My parents taught me to read and write before I attended school. Here in the UK (for those not familiar) we start around the age of 4/5, depending on whether your birthday falls before or after August, which is the start date for all after-Summer-Holiday terms. I started at 4, able to read and write, which got me and my folks into trouble at school, because they like to teach their own way, and didn't like that came pre-taught. Tough luck for them.

For that reason, by the time we started doing reading for classes in school, I was at an advanced level to the other kids. I also had a bit of a knack for being patient – sometimes more patient than the teachers! – so I helped another kid in my class with his reading, because he had dyslexia and/or learning difficulties. I'm vague about this, before I was too young to really understand it (about 9/10 years old) and it wasn't talked a lot back then. Some teachers just thought those with such challenges were slow, were lazy, or didn't want to do the work. I remember that much, because I remember staying inside during break times to help him catch up with his reading. Not many of the teachers, or other students, liked it, but the kid I helped did. And he did great.

I'm pretty sure that's why I wasn't much of a reader growing up. Hard to believe, right?
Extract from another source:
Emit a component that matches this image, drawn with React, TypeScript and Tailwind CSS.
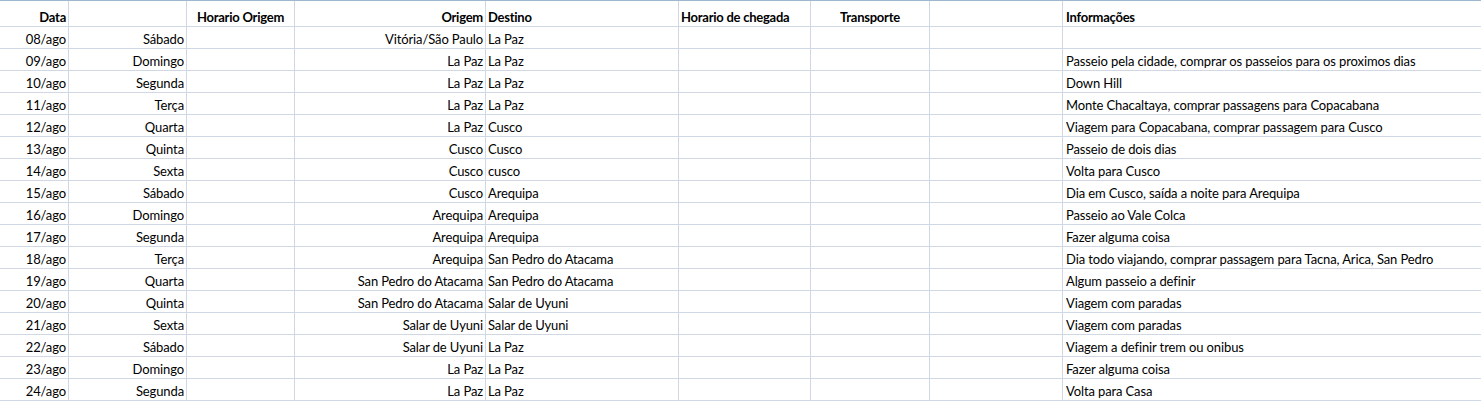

Well, I wasn't. I read Sweet Valley High books, Sherlock Holmes, and stuff the school made us read, but I wasn't voracious about it, like I am now. I think that's mostly because of the subject matter. I never really liked what was being given to us, or what was recommended reading for my age at the library. I guess, nowadays, you'd call me a mature reader. Back then, I just didn't have the time (between school work and home life) or the inclination (subject matter!) to be as passionate about books as I am now.

Now, I read approximate 300 books a year. That doesn't sound like a lot, to some people I know, who can read 500+ a year, but in between that, I read-to-review (which takes longer, because I write notes as I'm reading, and then have to process and type that all up when I'm done) for both Netgalley and Divine Magazine. I also write, as you probably know by now. I can write a book (say about 80k) in a month, if I had unlimited time. Since that's rare and maybe only happens once a year, I can write about 2-3 novels a year, all of which take time, planning, editing, repeated reading, and research. That all takes time. So, for me, 300 books a year is a lot.

And I LOVE it. I love getting to explore new stories, new worlds, new writing and new authors. And I love being able to write my own stories. It might have taken a while, but I found my passion in the end.